MINNEAPOLIS (WCCO) -- Americans spend more than $250 billion a year on over-the-counter and prescription medications. When we have an ache or pain, we often take an aspirin or ibuprofen pill. But how do medications know where to target?

"Pills are actually really dumb," said Allyson Schlichte, PharmD, a pharmacist at Fairview Health Services, adding "they have no idea" where they're targeting.

So your aspirin doesn't know if it's your head or your back or your ankle hurting.

When you take a pill, generally it stays intact in the stomach, through the small intestine, and into the liver, where it dissolves.

"All medicines that we take orally then go to the liver, then go into the bloodstream, where they exert their effect," said Schlichte.

She compared the body and medication to a lock and key system.

"The medicine is like the key, it searches all over the body until it finds the locks that it fits into," she said.

So when you take ibuprofen, it's working everywhere, reducing swelling throughout your body.

"Your body doesn't notice when there's a little extra pain killer where you don't feel pain," she said.
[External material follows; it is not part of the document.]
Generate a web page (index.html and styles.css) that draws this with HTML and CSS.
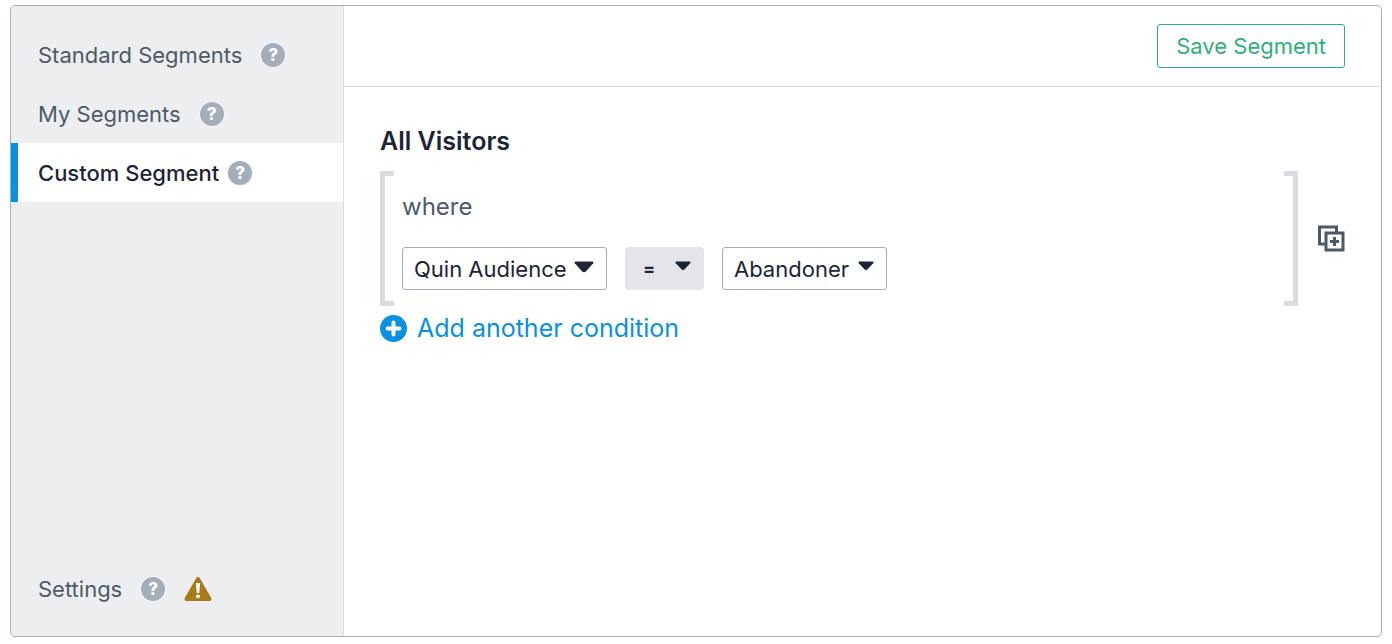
FILE: index.html
```html
<!DOCTYPE html>
<html lang="en">

<head>
    <meta charset="UTF-8">
    <meta name="viewport" content="width=device-width, initial-scale=1.0">
    <title>Custom Segment</title>
    <link rel="stylesheet" href="styles.css">
</head>

<body>
    <div class="panel">
        <nav class="sidebar">
            <div class="item">
                <a href="#">Standard Segments</a>
                <button class="help">?</button>
            </div>
            <div class="item">
                <a href="#">My Segments</a>
                <button class="help">?</button>
            </div>
            <div class="item active">
                <a href="#">Custom Segment</a>
                <button class="help">?</button>
            </div>
            <div class="item settings">
                <a href="#">Settings</a>
                <button class="help">?</button>
                <svg class="warning" width="28" height="26" viewBox="0 0 28 26">
                    <path d="M14 3 L25.500 23 H2.500 Z" fill="#a87b18" stroke="#a87b18" stroke-width="4" stroke-linejoin="round" />
                    <path d="M12 7 H16 L15.300 17 H12.700 Z" fill="#fff" />
                    <circle cx="14" cy="20.300" r="1.900" fill="#fff" />
                </svg>
            </div>
        </nav>
        <main class="main">
            <header class="top">
                <button class="save">Save Segment</button>
            </header>
            <div class="content">
                <h1>All Visitors</h1>
                <div class="group">
                    <div class="bracket left"></div>
                    <div class="conditions">
                        <p>where</p>
                        <div class="row">
                            <div class="drop field">
                                <select aria-label="Field">
                                    <option>Quin Audience</option>
                                </select>
                                <svg width="20" height="12" viewBox="0 0 20 12">
                                    <path d="M2 0.500 H18 Q20.500 0.500 19 2.500 L12 10.200 Q10 12.200 8 10.200 L1 2.500 Q-0.500 0.500 2 0.500 Z" fill="#1d2433" />
                                </svg>
                            </div>
                            <div class="drop operator">
                                <select aria-label="Operator">
                                    <option>=</option>
                                </select>
                                <svg width="16" height="10" viewBox="0 0 20 12">
                                    <path d="M2 0.500 H18 Q20.500 0.500 19 2.500 L12 10.200 Q10 12.200 8 10.200 L1 2.500 Q-0.500 0.500 2 0.500 Z" fill="#1d2433" />
                                </svg>
                            </div>
                            <div class="drop value">
                                <select aria-label="Value">
                                    <option>Abandoner</option>
                                </select>
                                <svg width="16" height="10" viewBox="0 0 20 12">
                                    <path d="M2 0.500 H18 Q20.500 0.500 19 2.500 L12 10.200 Q10 12.200 8 10.200 L1 2.500 Q-0.500 0.500 2 0.500 Z" fill="#1d2433" />
                                </svg>
                            </div>
                        </div>
                    </div>
                    <div class="bracket right"></div>
                    <button class="copy" aria-label="Duplicate">
                        <svg width="28" height="28" viewBox="0 0 28 28" fill="none" stroke="#4d5a66" stroke-width="3">
                            <path d="M8 19 H2.500 V2 H19.500 V7" />
                            <rect x="9" y="8" width="17" height="17" />
                            <path d="M17.500 12 V21 M13 16.500 H22" />
                        </svg>
                    </button>
                </div>
                <button class="add">
                    <svg width="27" height="27" viewBox="0 0 27 27">
                        <circle cx="13.500" cy="13.500" r="13.500" fill="#0990e1" />
                        <path d="M13.500 7.500 V19.500 M7.500 13.500 H19.500" stroke="#fff" stroke-width="4" stroke-linecap="round" />
                    </svg>
                    Add another condition
                </button>
            </div>
        </main>
    </div>
</body>

</html>
```

FILE: styles.css
```css
* {
    margin: 0;
    padding: 0;
    box-sizing: border-box;
    font-family: Inter, sans-serif;
}

body {
    background-color: #fff;
    color: #1d2433;
}

button {
    border: none;
    background: none;
    cursor: pointer;
}

.panel {
    display: flex;
    min-height: calc(100vh - 12px);
    margin: 5px 10px 7px;
    border: 1px solid #a3aeba;
    border-radius: 5px;
    overflow: hidden;
}

/* sidebar */
.sidebar {
    display: flex;
    flex-direction: column;
    flex: 0 0 333px;
    padding: 19px 0 18px;
    background-color: #edeef0;
    border-right: 1px solid #d9dce0;
}

.item {
    display: flex;
    align-items: center;
    gap: 19px;
    height: 59px;
    padding-left: 27px;
}

.item a {
    font-size: 22px;
    color: #4d5a66;
    text-decoration: none;
}

.active {
    gap: 9px;
    padding-left: 20px;
    background-color: #fff;
    border-left: 7px solid #0990e1;
}

.active a {
    font-weight: 500;
    color: #1d2433;
}

.settings {
    margin-top: auto;
}

.help {
    width: 24px;
    height: 24px;
    border-radius: 50%;
    background-color: #a3aeba;
    box-shadow: 0 0 0 1px #f6f7f8;
    color: #fff;
    font-size: 17px;
    font-weight: 800;
    line-height: 24px;
}

/* main area */
.main {
    flex: 1;
}

.top {
    display: flex;
    justify-content: flex-end;
    padding: 18px 36px;
    border-bottom: 1px solid #d9dce0;
}

.save {
    height: 44px;
    padding: 0 18px;
    border: 1px solid #2eb079;
    border-radius: 3px;
    color: #2eb079;
    font-size: 22px;
    font-weight: 400;
}

.content {
    padding: 38px 36px;
}

h1 {
    margin-bottom: 14px;
    font-size: 25px;
    font-weight: 600;
    line-height: 32px;
}

.group {
    display: flex;
    align-items: center;
}

.bracket {
    align-self: stretch;
    width: 14px;
    border: 5px solid #d9dce0;
}

.left {
    border-right: none;
}

.right {
    border-left: none;
}

.conditions {
    flex: 1;
    padding: 20px 8px 16px;
}

.conditions p {
    margin-bottom: 24px;
    font-size: 24px;
    line-height: 32px;
    color: #4d5a66;
}

.row {
    display: flex;
    gap: 18px;
}

.drop {
    position: relative;
}

.drop select {
    display: block;
    width: 100%;
    height: 43px;
    padding: 0 11px;
    appearance: none;
    background-color: #fff;
    border: 1px solid #a3aeba;
    border-radius: 3px;
    color: #1d2433;
    font-size: 22px;
    font-weight: 400;
}

.drop svg {
    position: absolute;
    top: 14px;
    right: 13px;
    pointer-events: none;
}

.field {
    width: 205px;
}

.operator {
    width: 79px;
}

.value {
    width: 165px;
}

.drop.operator select {
    padding: 0 17px;
    background-color: #e4e5e9;
    border-color: #e4e5e9;
    font-size: 18px;
    font-weight: 700;
}

.copy {
    margin-left: 19px;
    height: 28px;
}

.add {
    display: flex;
    align-items: center;
    gap: 10px;
    margin-top: 6px;
    color: #0990e1;
    font-size: 25px;
    line-height: 32px;
}
```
That is why so many medications have such a giant list of side effects.

"Absolutely, it's because that drug doesn't know where to go -- so it's working where it shouldn't," said Schlichte.

Sometimes those side effects become intended effects: like with Viagra. It was originally designed to be a blood pressure drug with a goal of opening up blood vessels. The side-effect was improving erectile function in men who had trouble.

The theory also explains why people taking chemotherapy medication find that the drugs attack more than just cancer cells.

"The chemotherapy looks for fast-growing rapidly diving cell, and that's why a lot of people lose their hair. Their hair is a fast-growing rapidly dividing cell," Schlichte said.

There is hope that someday medications can become more targeted, said Schlichte. "We're working really hard in the research to try to find out if we can do targeted gene therapy."

In the meantime, we're stuck with medications that work everywhere.